→ **Written instruction**
Go through the records below from the first line and print each one exactly, stopping after the line that contains "border-t-white border-l-white border-b-[#404040]". Do not print pictures or anything past that line.
┌──
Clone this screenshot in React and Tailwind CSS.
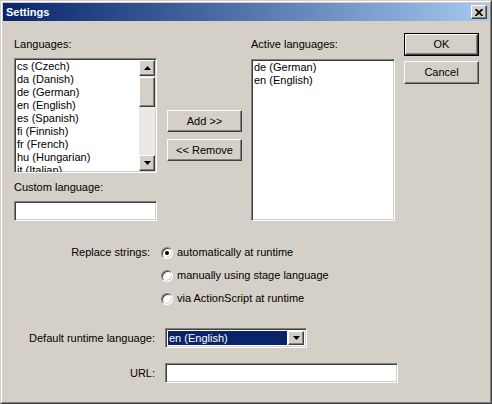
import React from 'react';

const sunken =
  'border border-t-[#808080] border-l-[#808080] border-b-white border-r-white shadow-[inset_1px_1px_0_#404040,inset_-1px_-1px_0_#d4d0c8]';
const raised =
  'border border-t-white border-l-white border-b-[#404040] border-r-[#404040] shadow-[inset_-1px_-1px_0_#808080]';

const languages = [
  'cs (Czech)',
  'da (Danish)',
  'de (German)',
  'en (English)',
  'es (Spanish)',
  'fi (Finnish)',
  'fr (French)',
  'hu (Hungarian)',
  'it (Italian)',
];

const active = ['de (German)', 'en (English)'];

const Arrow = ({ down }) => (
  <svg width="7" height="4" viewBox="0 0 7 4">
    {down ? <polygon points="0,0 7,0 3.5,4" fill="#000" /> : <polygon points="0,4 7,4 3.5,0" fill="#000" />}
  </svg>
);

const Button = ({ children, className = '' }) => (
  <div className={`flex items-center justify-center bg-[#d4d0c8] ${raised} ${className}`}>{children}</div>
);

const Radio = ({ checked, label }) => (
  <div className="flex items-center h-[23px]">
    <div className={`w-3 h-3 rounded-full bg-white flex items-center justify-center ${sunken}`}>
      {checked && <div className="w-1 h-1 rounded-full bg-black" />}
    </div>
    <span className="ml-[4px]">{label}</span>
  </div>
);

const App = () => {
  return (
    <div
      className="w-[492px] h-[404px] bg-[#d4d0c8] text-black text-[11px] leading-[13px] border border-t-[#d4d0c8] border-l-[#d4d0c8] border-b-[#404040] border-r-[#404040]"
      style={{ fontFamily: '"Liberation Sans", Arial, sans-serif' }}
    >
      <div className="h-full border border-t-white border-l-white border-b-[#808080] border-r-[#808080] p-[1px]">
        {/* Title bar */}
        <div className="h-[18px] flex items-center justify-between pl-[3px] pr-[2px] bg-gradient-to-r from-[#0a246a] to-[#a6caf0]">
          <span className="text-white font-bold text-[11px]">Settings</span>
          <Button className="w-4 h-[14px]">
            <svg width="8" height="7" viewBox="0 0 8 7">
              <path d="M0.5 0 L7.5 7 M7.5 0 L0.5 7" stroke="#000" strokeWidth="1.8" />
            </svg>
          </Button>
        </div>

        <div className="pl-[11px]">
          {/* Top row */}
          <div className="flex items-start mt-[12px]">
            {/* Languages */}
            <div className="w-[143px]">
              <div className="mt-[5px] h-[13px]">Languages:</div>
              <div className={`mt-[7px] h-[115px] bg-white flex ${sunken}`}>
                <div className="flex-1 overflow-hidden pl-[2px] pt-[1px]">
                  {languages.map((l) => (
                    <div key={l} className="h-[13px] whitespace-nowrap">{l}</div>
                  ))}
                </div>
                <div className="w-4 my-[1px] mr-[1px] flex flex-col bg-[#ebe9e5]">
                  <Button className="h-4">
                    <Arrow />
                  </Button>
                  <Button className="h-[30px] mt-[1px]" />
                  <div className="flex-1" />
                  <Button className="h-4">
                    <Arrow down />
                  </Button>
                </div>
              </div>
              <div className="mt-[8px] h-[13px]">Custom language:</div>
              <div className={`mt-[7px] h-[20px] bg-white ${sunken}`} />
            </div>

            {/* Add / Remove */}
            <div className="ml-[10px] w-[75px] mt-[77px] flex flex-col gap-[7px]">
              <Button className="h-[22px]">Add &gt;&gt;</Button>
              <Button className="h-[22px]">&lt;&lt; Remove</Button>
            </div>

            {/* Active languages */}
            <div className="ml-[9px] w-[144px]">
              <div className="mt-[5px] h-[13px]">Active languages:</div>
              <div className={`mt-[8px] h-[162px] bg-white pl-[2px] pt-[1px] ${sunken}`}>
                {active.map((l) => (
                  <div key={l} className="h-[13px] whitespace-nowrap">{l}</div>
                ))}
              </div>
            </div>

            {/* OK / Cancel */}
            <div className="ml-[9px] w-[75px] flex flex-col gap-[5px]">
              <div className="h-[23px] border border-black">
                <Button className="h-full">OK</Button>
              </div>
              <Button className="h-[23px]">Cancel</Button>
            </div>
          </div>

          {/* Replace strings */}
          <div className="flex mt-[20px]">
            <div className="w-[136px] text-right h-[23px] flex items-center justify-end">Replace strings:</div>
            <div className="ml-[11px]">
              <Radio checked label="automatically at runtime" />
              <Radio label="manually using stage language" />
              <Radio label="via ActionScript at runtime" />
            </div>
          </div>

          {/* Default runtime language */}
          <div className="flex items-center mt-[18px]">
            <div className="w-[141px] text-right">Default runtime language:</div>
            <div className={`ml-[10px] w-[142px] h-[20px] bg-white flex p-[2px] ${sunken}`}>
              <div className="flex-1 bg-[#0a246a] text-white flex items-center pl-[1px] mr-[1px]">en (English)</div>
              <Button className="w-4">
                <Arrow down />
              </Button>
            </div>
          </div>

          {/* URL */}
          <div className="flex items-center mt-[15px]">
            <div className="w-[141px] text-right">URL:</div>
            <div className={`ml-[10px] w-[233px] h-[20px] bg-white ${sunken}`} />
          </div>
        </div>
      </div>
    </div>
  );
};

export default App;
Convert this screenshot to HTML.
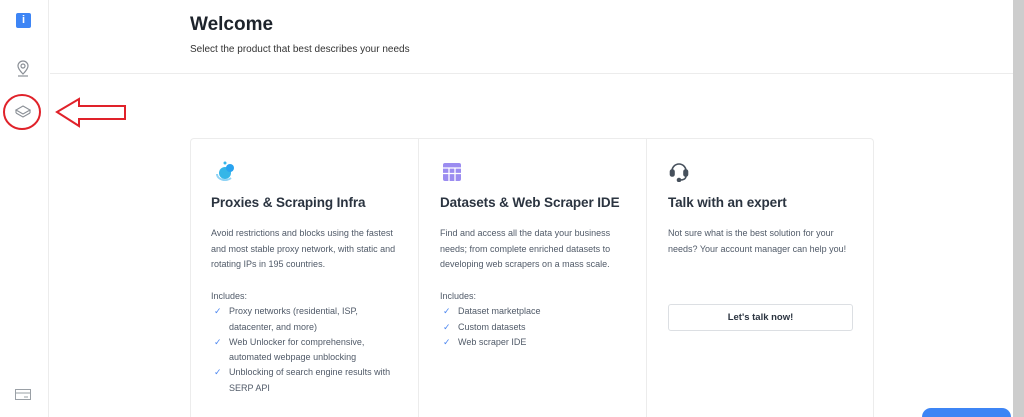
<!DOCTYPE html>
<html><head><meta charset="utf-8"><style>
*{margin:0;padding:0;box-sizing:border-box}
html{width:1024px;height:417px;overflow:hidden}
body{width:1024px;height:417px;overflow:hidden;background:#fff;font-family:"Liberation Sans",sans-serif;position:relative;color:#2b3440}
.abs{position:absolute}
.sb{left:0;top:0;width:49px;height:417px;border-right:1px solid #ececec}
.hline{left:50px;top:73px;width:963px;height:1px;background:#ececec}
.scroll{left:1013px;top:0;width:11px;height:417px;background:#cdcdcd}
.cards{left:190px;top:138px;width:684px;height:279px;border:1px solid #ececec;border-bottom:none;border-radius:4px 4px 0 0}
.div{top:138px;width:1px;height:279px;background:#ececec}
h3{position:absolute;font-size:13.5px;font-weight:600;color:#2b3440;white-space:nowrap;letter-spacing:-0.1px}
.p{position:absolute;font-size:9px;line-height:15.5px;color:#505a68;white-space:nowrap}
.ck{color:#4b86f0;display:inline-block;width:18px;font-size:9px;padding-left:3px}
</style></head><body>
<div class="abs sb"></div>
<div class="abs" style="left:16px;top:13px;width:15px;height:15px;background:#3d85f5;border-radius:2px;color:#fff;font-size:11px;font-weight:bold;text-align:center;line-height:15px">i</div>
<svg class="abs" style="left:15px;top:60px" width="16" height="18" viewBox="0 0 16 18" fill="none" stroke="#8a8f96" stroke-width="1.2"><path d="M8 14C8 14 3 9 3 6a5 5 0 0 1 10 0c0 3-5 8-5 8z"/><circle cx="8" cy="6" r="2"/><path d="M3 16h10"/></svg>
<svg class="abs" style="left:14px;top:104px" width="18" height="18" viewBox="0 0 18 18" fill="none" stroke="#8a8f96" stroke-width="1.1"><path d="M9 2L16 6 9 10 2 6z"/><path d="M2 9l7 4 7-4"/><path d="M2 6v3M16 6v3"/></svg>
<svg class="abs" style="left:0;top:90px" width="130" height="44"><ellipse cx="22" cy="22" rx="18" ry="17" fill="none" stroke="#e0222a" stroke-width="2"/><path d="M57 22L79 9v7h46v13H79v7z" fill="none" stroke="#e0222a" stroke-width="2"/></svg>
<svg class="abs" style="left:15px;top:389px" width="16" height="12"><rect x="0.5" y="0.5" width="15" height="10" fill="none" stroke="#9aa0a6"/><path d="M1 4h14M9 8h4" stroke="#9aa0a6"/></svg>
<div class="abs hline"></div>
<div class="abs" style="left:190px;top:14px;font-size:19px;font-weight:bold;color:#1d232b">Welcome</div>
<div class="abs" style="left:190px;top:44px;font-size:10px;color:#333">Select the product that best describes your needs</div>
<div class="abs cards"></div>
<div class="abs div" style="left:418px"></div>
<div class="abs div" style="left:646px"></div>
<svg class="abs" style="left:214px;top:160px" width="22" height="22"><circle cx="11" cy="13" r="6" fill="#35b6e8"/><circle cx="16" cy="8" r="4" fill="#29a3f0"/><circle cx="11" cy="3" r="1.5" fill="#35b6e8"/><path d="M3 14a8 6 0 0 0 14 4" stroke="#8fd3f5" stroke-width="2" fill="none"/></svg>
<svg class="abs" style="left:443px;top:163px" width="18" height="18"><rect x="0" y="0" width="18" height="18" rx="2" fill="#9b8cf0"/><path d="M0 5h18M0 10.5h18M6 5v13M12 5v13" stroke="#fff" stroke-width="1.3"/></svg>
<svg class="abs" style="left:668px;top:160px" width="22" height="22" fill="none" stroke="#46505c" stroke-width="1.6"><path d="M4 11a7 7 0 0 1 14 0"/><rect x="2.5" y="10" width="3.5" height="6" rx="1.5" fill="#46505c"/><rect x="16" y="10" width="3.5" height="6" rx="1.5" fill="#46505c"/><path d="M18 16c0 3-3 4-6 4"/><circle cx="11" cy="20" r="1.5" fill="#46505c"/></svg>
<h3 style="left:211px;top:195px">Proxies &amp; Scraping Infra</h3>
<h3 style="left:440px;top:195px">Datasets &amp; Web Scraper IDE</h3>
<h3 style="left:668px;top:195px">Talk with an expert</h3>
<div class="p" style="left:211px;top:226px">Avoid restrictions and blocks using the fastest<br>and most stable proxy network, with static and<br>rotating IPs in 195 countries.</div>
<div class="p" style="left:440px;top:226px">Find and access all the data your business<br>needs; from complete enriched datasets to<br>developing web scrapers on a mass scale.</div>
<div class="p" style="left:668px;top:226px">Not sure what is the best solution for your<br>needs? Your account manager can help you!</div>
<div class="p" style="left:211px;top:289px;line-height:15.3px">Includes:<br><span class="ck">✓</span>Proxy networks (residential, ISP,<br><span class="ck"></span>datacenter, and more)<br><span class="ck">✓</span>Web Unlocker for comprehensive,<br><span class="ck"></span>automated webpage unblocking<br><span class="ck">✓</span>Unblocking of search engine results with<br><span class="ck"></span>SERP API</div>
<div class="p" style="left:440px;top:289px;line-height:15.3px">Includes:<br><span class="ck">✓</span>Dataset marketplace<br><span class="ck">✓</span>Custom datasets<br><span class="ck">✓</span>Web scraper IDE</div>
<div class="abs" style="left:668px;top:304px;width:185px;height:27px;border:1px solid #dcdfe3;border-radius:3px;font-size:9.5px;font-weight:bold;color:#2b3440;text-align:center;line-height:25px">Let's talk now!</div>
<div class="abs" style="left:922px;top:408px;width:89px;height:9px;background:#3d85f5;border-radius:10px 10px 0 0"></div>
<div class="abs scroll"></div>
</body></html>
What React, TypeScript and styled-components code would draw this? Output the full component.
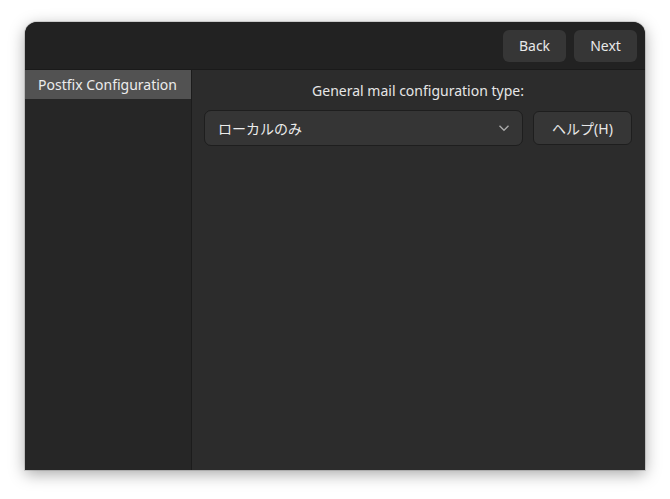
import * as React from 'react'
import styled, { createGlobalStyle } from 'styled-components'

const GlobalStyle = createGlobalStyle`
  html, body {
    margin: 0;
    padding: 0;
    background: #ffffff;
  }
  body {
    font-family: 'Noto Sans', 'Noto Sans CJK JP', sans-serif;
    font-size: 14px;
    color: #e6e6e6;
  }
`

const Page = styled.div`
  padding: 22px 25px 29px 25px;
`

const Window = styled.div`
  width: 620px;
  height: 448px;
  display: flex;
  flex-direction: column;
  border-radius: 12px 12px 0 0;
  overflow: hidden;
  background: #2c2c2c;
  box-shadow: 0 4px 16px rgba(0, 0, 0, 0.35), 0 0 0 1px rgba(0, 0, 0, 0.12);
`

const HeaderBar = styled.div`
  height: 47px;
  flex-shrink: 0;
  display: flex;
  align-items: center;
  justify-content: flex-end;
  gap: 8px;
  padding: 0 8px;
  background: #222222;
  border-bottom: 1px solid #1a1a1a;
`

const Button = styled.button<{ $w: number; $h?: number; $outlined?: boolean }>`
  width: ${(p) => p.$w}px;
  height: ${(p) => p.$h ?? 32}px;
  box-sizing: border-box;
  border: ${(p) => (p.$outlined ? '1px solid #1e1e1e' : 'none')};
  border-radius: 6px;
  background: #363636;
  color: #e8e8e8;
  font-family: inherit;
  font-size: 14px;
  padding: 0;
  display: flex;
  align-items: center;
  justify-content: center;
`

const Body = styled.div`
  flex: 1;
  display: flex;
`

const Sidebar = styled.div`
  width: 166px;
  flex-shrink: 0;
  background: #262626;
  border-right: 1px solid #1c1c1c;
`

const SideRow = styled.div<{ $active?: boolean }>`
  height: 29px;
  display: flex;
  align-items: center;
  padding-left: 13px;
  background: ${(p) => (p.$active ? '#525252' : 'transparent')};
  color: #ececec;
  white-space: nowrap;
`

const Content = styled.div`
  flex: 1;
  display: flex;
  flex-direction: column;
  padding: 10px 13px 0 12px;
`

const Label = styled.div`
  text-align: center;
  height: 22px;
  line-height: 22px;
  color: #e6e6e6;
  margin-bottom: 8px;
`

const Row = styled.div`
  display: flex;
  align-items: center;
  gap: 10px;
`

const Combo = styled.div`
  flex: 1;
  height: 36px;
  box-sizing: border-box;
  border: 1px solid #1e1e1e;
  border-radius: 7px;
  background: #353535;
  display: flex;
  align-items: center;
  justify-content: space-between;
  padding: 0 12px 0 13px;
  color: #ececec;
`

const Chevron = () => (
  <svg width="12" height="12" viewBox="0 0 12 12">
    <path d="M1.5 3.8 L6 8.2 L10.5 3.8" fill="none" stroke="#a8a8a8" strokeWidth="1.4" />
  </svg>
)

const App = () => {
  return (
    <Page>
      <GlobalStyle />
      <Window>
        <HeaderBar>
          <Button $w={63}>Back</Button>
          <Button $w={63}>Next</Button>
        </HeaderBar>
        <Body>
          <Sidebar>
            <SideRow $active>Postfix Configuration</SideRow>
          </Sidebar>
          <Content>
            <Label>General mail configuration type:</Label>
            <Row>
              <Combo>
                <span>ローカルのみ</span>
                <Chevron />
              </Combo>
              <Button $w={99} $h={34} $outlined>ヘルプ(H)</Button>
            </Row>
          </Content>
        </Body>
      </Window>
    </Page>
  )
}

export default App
└──
→ **Complete response**
Clone this screenshot in React and Tailwind CSS.
import React from 'react';

const sunken =
  'border border-t-[#808080] border-l-[#808080] border-b-white border-r-white shadow-[inset_1px_1px_0_#404040,inset_-1px_-1px_0_#d4d0c8]';
const raised =
  'border border-t-white border-l-white border-b-[#404040] border-r-[#404040] shadow-[inset_-1px_-1px_0_#808080]';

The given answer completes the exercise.